[Your task]
Each line that holds the string "screenshot" counts once; say how many such lines there are and add nothing.

[Records]

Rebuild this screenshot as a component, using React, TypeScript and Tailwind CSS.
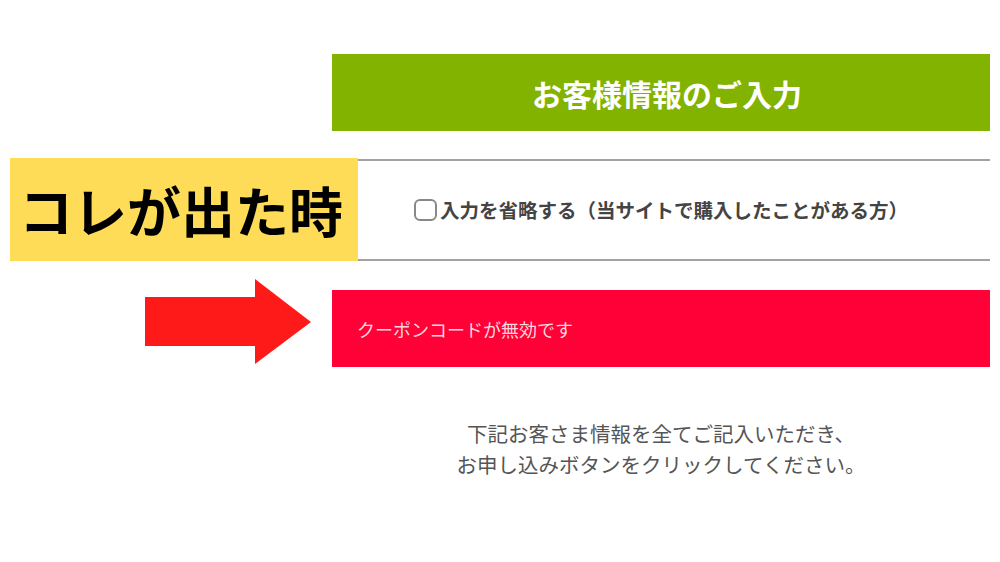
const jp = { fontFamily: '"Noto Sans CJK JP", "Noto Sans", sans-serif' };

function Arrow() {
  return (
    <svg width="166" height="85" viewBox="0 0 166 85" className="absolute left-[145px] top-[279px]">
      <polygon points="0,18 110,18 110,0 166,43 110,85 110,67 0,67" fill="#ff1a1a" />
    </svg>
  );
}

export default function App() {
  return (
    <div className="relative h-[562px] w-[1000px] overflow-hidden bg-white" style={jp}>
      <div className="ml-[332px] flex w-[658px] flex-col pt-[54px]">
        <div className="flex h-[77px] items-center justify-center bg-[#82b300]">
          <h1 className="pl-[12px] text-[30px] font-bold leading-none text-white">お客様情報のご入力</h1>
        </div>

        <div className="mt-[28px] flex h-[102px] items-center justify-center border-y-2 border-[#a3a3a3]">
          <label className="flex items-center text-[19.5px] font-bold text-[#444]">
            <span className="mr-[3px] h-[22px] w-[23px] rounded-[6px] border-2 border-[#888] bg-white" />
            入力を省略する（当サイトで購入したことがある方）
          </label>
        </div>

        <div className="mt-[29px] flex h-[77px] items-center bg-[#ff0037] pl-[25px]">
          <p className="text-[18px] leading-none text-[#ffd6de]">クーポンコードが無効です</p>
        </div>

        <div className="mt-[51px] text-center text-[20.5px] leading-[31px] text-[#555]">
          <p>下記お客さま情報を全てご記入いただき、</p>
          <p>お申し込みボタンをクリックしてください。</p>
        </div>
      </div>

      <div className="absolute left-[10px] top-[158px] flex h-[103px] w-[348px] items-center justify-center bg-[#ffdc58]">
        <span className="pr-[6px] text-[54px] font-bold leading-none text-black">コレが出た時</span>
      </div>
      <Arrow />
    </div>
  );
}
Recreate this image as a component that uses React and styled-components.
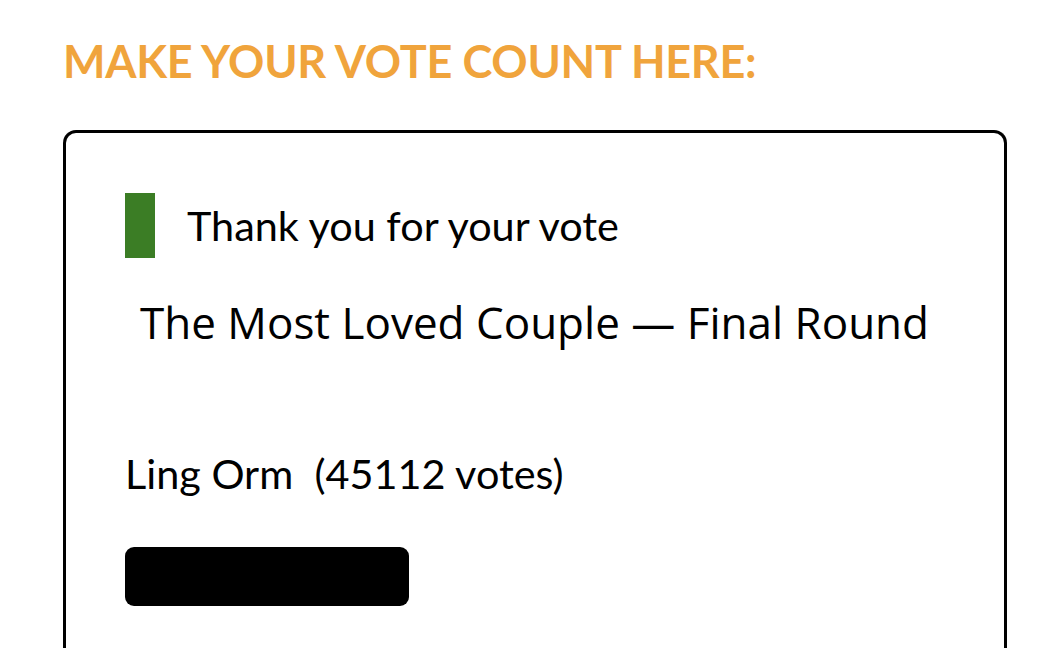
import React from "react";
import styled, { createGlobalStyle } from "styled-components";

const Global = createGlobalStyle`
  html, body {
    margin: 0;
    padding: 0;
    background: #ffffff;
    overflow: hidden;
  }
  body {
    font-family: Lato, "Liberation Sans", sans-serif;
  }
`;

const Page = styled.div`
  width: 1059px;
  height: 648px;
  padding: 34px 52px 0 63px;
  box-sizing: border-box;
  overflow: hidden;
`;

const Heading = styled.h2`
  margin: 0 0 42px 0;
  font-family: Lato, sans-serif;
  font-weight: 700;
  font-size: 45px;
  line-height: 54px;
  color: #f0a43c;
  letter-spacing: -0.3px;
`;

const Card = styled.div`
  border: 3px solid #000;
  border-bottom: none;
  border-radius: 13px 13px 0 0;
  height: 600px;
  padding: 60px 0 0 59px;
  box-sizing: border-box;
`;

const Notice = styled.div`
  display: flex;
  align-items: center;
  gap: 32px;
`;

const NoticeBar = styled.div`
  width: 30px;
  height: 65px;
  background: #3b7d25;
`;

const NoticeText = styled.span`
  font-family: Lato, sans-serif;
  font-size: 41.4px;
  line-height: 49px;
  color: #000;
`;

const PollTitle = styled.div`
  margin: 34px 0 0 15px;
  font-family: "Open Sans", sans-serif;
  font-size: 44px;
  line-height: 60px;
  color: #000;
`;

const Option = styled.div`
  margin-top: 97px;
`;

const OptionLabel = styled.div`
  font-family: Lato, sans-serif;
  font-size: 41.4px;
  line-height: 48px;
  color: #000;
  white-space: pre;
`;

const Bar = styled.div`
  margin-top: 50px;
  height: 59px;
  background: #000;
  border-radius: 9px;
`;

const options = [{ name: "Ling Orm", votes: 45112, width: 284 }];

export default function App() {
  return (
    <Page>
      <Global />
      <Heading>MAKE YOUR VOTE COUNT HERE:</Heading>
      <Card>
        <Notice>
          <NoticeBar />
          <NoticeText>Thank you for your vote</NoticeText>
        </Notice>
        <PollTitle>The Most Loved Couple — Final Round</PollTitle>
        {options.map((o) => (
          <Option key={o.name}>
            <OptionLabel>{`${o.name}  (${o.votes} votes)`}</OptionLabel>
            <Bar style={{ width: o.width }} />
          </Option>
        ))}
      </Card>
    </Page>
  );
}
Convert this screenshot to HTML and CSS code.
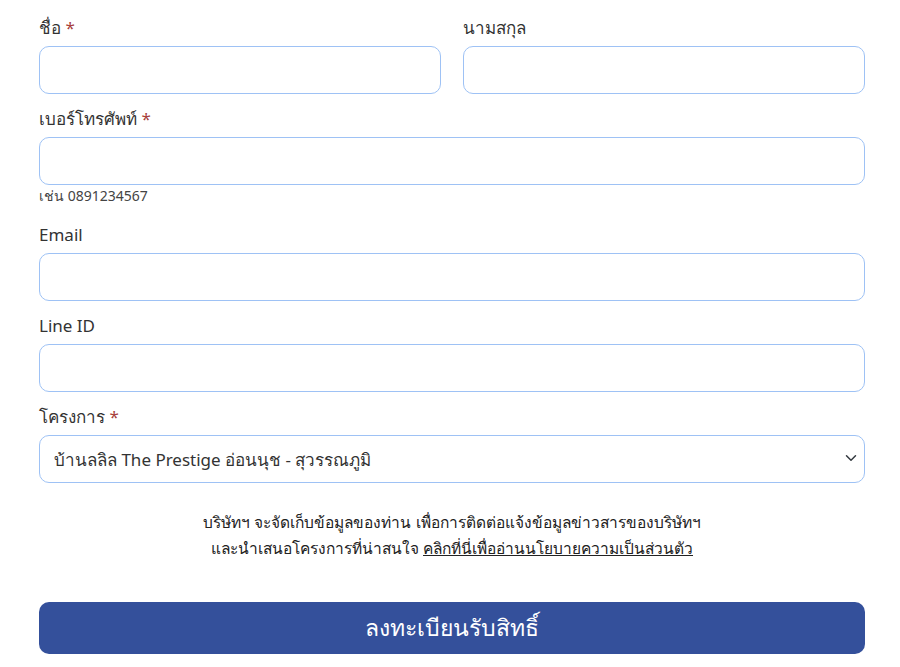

[The solution]
2